The problem, as I see it, is the small linear accumulation of profits, but the geometric accumulation of liabilities.
for example, if the grid was:
1.7
1.6
1.5
1.4
1.3
a:if you have a buy/sell at 1.5.
b: then market moves to 1.6.
(at this point, you close out the long for +100. but, immediately open another buy/sell.
you have encashed 100 pips, but have 2 open sells, and new open buy. net gain zero)
c: market moves back down to 1.5.
(you now close out the sell (opened at 1.6) for +100. theoretically, you should open another buy/sell.
but, you now have +200 pips in the bank, an open buy at 1.6 (-100), nett 100 pips.
but....
a: if the market moves from 1.5 to 1.6
(you cash the 100 pips, and open another buy/sell)
b: market moves to 1.7
(you cash another 100 pips from the buy, an open another buy/sell.
you have cashed out 200 pips, but have a sell from 1.5 (-200) and a sell from 1.6 (-100), nett exposure -300)
c: market moves to 1.8.
(you cash the buy for another 100 (nett banked 300 pips), but are required to open another buy/sell.
you have liabilities of -600! -300 from 1.5, -200 from 1.6 and another -100 from 1.7.)
The nett result is a linear growth, but geometric liability.
However, grids are recognised as being based on the assumption of reversion to mean.
That is, money is made by riding out stomach-churning losses until the reversion kicks in. It is acknowledged that a strong trend will eventually break the grid. But, even if the grid reverts, depending on the time it takes to revert, the "notional" return to zero is at a cost of interest payments, etc, while the trade has been underwater. So, in truth, it is actually a small loss.
However, if the grid spacings are wide enough, you can ride out a bigger trend. But these trades will logically last longer, and the cost of the trade is expensive as you have to pay to keep it open longer while it returns.
I am still convinced there is a way out of this. I am determined to find a viable mechanism.
One note is that there appear to be some variations on the grid system.

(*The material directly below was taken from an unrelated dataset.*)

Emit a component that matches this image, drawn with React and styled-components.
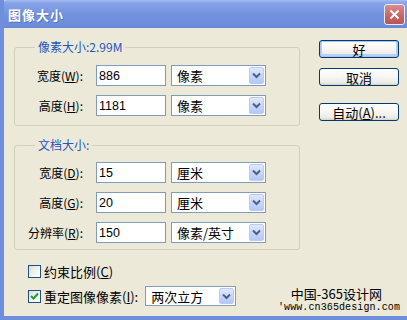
import React from 'react';
import styled, { createGlobalStyle } from 'styled-components';

const GlobalStyle = createGlobalStyle`
  html, body {
    margin: 0;
    padding: 0;
    background: #ece9d8;
  }
  body {
    font-family: "Noto Sans CJK SC", "Liberation Sans", sans-serif;
    font-size: 12px;
    color: #000;
  }
`;

// Window frame
const Window = styled.div`
  position: relative;
  width: 407px;
  height: 320px;
  box-sizing: border-box;
  display: flex;
  flex-direction: column;
  background: #ece9d8;
  border-left: 4px solid #6f8fdc;
  border-bottom: 4px solid #6f8fdc;
  overflow: hidden;
`;

const TitleBar = styled.div`
  height: 28px;
  margin-left: -4px;
  flex-shrink: 0;
  display: flex;
  align-items: center;
  justify-content: space-between;
  padding: 0 2px 0 8px;
  background: linear-gradient(180deg, #a4baf0 0%, #86a3e8 12%, #7393df 50%, #6d8edc 88%, #6487d8 100%);
  border-top-left-radius: 7px;
`;

const Title = styled.span`
  color: #fff;
  font-size: 13px;
  font-weight: bold;
  letter-spacing: 1px;
  text-shadow: 1px 1px 0 #5a73b8;
`;

const CloseButton = styled.div`
  width: 19px;
  height: 19px;
  border-radius: 3px;
  border: 1px solid #e7ecf8;
  background: linear-gradient(180deg, #d98d8d 0%, #c86464 60%, #b85555 100%);
  display: flex;
  align-items: center;
  justify-content: center;
`;

const Body = styled.div`
  flex: 1;
  display: flex;
  padding: 12px 8px 0 10px;
  gap: 19px;
`;

const LeftColumn = styled.div`
  width: 286px;
  display: flex;
  flex-direction: column;
`;

const RightColumn = styled.div`
  width: 80px;
  display: flex;
  flex-direction: column;
`;

// Group boxes
const Group = styled.fieldset`
  margin: 0 0 ${p => p.$gapBelow || 0}px 0;
  padding: ${p => p.$padTop}px 0 ${p => p.$padBottom}px 6px;
  border: 1px solid #d0d0bf;
  border-radius: 3px;
  display: flex;
  flex-direction: column;
  gap: 9px;
  min-width: 0;
`;

const Legend = styled.legend`
  margin-left: 14px;
  padding: 0 3px;
  color: #2456c0;
  font-size: 12px;
  line-height: 14px;
  height: 14px;
`;

const Row = styled.div`
  display: flex;
  align-items: center;
  height: 21px;
`;

const Label = styled.label`
  width: 62px;
  text-align: right;
  margin-right: 13px;
  white-space: nowrap;
  font-size: 12px;
`;

const Key = styled.span`
  text-decoration: underline;
`;

const TextInput = styled.div`
  width: 70px;
  height: 21px;
  box-sizing: border-box;
  border: 1px solid #7f9db9;
  background: #fff;
  display: flex;
  align-items: center;
  padding-left: 2px;
  font-family: "Liberation Sans", sans-serif;
  font-size: 12.5px;
  margin-right: 5px;
`;

const Select = styled.div`
  width: ${p => p.$width}px;
  height: ${p => p.$height || 21}px;
  box-sizing: border-box;
  border: 1px solid #7f9db9;
  background: #fff;
  display: flex;
  align-items: center;
  justify-content: space-between;
  padding: 1px 1px 1px 5px;
  font-size: 13px;
`;

const ArrowBox = styled.div`
  width: 15px;
  height: 100%;
  box-sizing: border-box;
  border: 1px solid #bccbf2;
  border-radius: 2px;
  background: linear-gradient(180deg, #dfe8fd 0%, #c3d3fb 60%, #b4c7f6 100%);
  display: flex;
  align-items: center;
  justify-content: center;
`;

// Checkboxes
const Options = styled.div`
  margin-top: 14px;
  padding-left: 14px;
  display: flex;
  flex-direction: column;
  gap: 8px;
`;

const OptionRow = styled.div`
  display: flex;
  align-items: center;
  height: ${p => p.$height || 14}px;
`;

const Check = styled.div`
  width: 13px;
  height: 13px;
  box-sizing: border-box;
  border: 1px solid #1c5180;
  background: linear-gradient(135deg, #dcdcd7 0%, #f5f5f2 60%, #fff 100%);
  margin-right: 3px;
  display: flex;
  align-items: center;
  justify-content: center;
`;

const OptionText = styled.span`
  font-size: 13px;
  margin-right: ${p => p.$gap || 0}px;
  white-space: nowrap;
`;

// Buttons
const Button = styled.div`
  width: 80px;
  height: 18px;
  box-sizing: border-box;
  border: 1px solid #003c74;
  border-radius: 3px;
  margin-bottom: ${p => p.$gapBelow || 0}px;
  background: linear-gradient(180deg, #ffffff 0%, #f7f6f2 50%, #ecebe6 85%, #d8d2c6 100%);
  box-shadow: ${p => (p.$default ? 'inset 0 0 0 1px #a9c3f5, inset 0 -1px 0 2px #bcd0f7' : 'none')};
  display: flex;
  align-items: center;
  justify-content: center;
  font-size: 13px;
`;

// Site watermark stamped over the bottom-right corner
const Watermark = styled.div`
  position: absolute;
  right: 7px;
  bottom: 3px;
  display: flex;
  flex-direction: column;
  align-items: flex-end;
  gap: 2px;
`;

const MarkTitle = styled.span`
  display: block;
  font-size: 13px;
  line-height: 13px;
  height: 13px;
  margin-right: 18px;
`;

const MarkUrl = styled.span`
  display: block;
  font-family: "Liberation Mono", monospace;
  font-size: 10px;
  line-height: 11px;
  height: 11px;
  letter-spacing: 0.1px;
`;

const Chevron = () => (
  <svg width="9" height="7" viewBox="0 0 9 7">
    <path d="M1 1.5 L4.5 5 L8 1.5" fill="none" stroke="#4d6185" strokeWidth="2" />
  </svg>
);

const Dropdown = ({ width, height, children }) => (
  <Select $width={width} $height={height}>
    <span>{children}</span>
    <ArrowBox>
      <Chevron />
    </ArrowBox>
  </Select>
);

const Field = ({ label, hotkey, value, unit }) => (
  <Row>
    <Label>
      {label}(<Key>{hotkey}</Key>):
    </Label>
    <TextInput>{value}</TextInput>
    <Dropdown width={95}>{unit}</Dropdown>
  </Row>
);

export default function App() {
  return (
    <>
      <GlobalStyle />
      <Window>
        <TitleBar>
          <Title>图像大小</Title>
          <CloseButton>
            <svg width="11" height="11" viewBox="0 0 11 11">
              <path d="M1.5 1.5 L9.5 9.5 M9.5 1.5 L1.5 9.5" stroke="#fff" strokeWidth="2" />
            </svg>
          </CloseButton>
        </TitleBar>
        <Body>
          <LeftColumn>
            <Group $padTop={11} $padBottom={9} $gapBelow={12}>
              <Legend>像素大小:2.99M</Legend>
              <Field label="宽度" hotkey="W" value="886" unit="像素" />
              <Field label="高度" hotkey="H" value="1181" unit="像素" />
            </Group>
            <Group $padTop={10} $padBottom={6}>
              <Legend>文档大小:</Legend>
              <Field label="宽度" hotkey="D" value="15" unit="厘米" />
              <Field label="高度" hotkey="G" value="20" unit="厘米" />
              <Field label="分辨率" hotkey="R" value="150" unit="像素/英寸" />
            </Group>
            <Options>
              <OptionRow>
                <Check />
                <OptionText>
                  约束比例(<Key>C</Key>)
                </OptionText>
              </OptionRow>
              <OptionRow $height={20}>
                <Check>
                  <svg width="9" height="8" viewBox="0 0 9 8">
                    <path d="M1 4 L3.5 6.5 L8 1.5" fill="none" stroke="#21a121" strokeWidth="2" />
                  </svg>
                </Check>
                <OptionText $gap={7}>
                  重定图像像素(<Key>I</Key>):
                </OptionText>
                <Dropdown width={91} height={20}>两次立方</Dropdown>
              </OptionRow>
            </Options>
          </LeftColumn>
          <RightColumn>
            <Button $default $gapBelow={10}>好</Button>
            <Button $gapBelow={17}>取消</Button>
            <Button>
              自动(<Key>A</Key>)...
            </Button>
          </RightColumn>
        </Body>
        <Watermark>
          <MarkTitle>中国-365设计网</MarkTitle>
          <MarkUrl>'www.cn365design.com</MarkUrl>
        </Watermark>
      </Window>
    </>
  );
}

Since the principle is based on not closing out a position, and essentially to aggregate them over time, why not adapt the principle of "not closing out a position" to any indicator based system?
For example, any old MA-X-over system could be used to trigger buys and sells. You close out any winning position to bank profits, and leave any losing positions open until they return to median to close out,
OR, close out an open long and sell when their aggregate is zero?? (eg, if a losing buy is -620, close out this when an open sell can be matched against it when the price reaches -310, an aggregate of zero.) This might reduce time of open losing positions and the resultant trading costs, as well as free up margin more quickly.
This way a bias is introduced into the trading.
Additionally, in order to avoid positions to be opened too close together, ie, when market is in chop-mode, you refuse any new trade unless it is greater than a defined "grid" size. eg, if the market is choppy, and you open a trade, either buy or sell, and you have a grid size of 100, you refuse any new buy/sells unless they are at least 100 pips away. This avoids collecting a heavy position at a narrow price range.
This is a possible variation on grid-trading; just leave positions open.
The advantages are the addition of a bias, the principle of leaving positions open as per grids.
Being a trend-follower, my mindset is to wait for the one-directional trend, which is the money-maker, whereas grids fear the trend, as it kills them in one single shot.